What Is a Direct Listing? Going Public Without an IPO
A direct listing lets companies go public without issuing new shares. Learn how it differs from an IPO, famous examples, and who it's best for.
A direct listing is a way for a company to go public — making its shares available for trading on a stock exchange — without issuing new shares or using investment bank underwriters. Instead of selling new stock to raise capital (as in an IPO), existing shareholders (employees, early investors, founders) simply begin selling their existing shares on the exchange. Spotify (2018), Slack (2019), Coinbase (2021), and several other high-profile companies have chosen direct listings over traditional IPOs.
How Direct Listings Differ from IPOs
In a traditional IPO, the company issues new shares and sells them to institutional investors through investment banks (underwriters). The underwriters set the offering price, allocate shares to favored clients, and earn a 3-7% fee on the total amount raised. The company receives capital from the new share sales. The IPO creates a "first-day pop" when the stock begins trading — often 20-50% above the offering price — which benefits the institutional investors who received shares at the offering price.
In a direct listing, no new shares are issued — the company doesn't raise capital. Existing shares simply begin trading on the exchange. There are no underwriters (saving the 3-7% fee), no lockup periods (existing shareholders can sell immediately), and no artificial first-day pop (because there's no offering price set below market value). The opening price is determined by supply and demand when trading begins.

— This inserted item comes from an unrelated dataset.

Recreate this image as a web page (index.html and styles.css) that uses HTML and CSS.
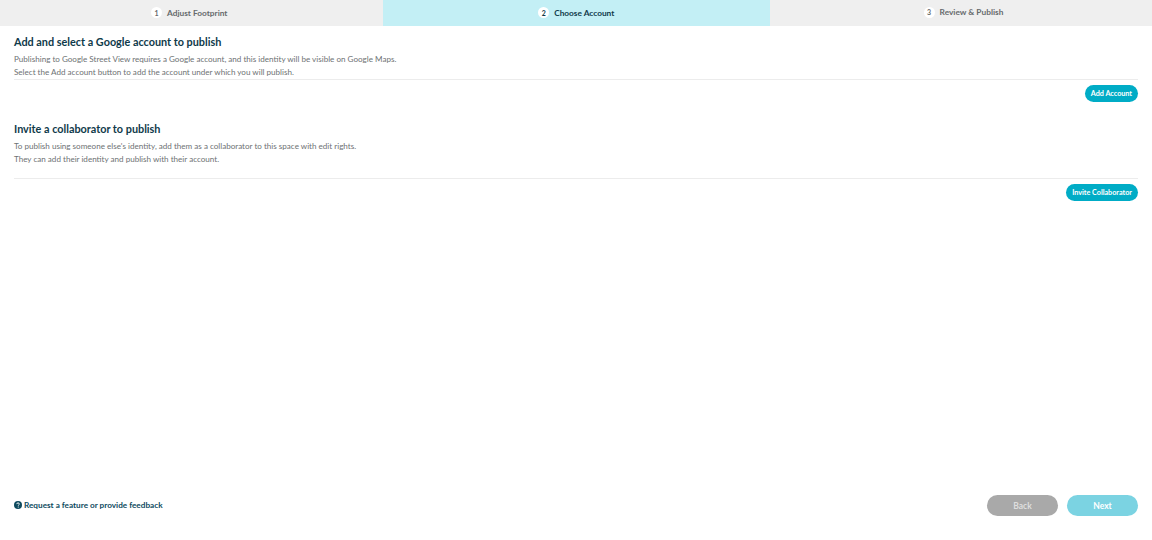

Why Companies Choose Direct Listings
Direct listings are attractive to companies that don't need to raise capital (they're already profitable or well-funded), want to avoid the underwriter fee (which can be hundreds of millions for large offerings), want to give all existing shareholders immediate liquidity (no lockup periods), and object to the IPO's systematic underpricing that transfers wealth from the company to institutional investors.
Spotify's CEO explicitly cited the IPO's underpricing problem — the first-day pop that enriches underwriter clients at the company's expense — as the reason for choosing a direct listing. By going directly to the market, Spotify's existing shareholders could sell at the market-determined price rather than at a discounted offering price.
Limitations
Direct listings don't raise capital — which limits them to companies that don't need fresh funding. There's no underwriter marketing effort (the "roadshow" that generates institutional interest in IPOs), which may result in less initial demand. And the absence of a stabilizing underwriter means more price volatility in the first days of trading — there's no investment bank supporting the stock if selling pressure emerges.
The SEC has approved a modified direct listing format that allows companies to raise capital while going public directly — partially addressing the capital-raising limitation. But adoption has been slow, and most companies that need significant capital still choose traditional IPOs.
Direct Listings and Quality Analysis
For quality investors, the listing method (IPO vs. direct listing vs. SPAC) is less important than the business itself. A wide-moat business that goes public via direct listing deserves the same analytical treatment as one that IPOs traditionally. Evaluate the competitive advantages, financial performance, growth trajectory, and valuation — the route to public markets doesn't affect the business quality.
However, direct listings tend to produce less extreme first-day pricing distortions than IPOs — making it easier to buy at a price closer to fair value on the first day of trading. The absence of underpricing and the immediate full-float availability can result in more efficient initial pricing.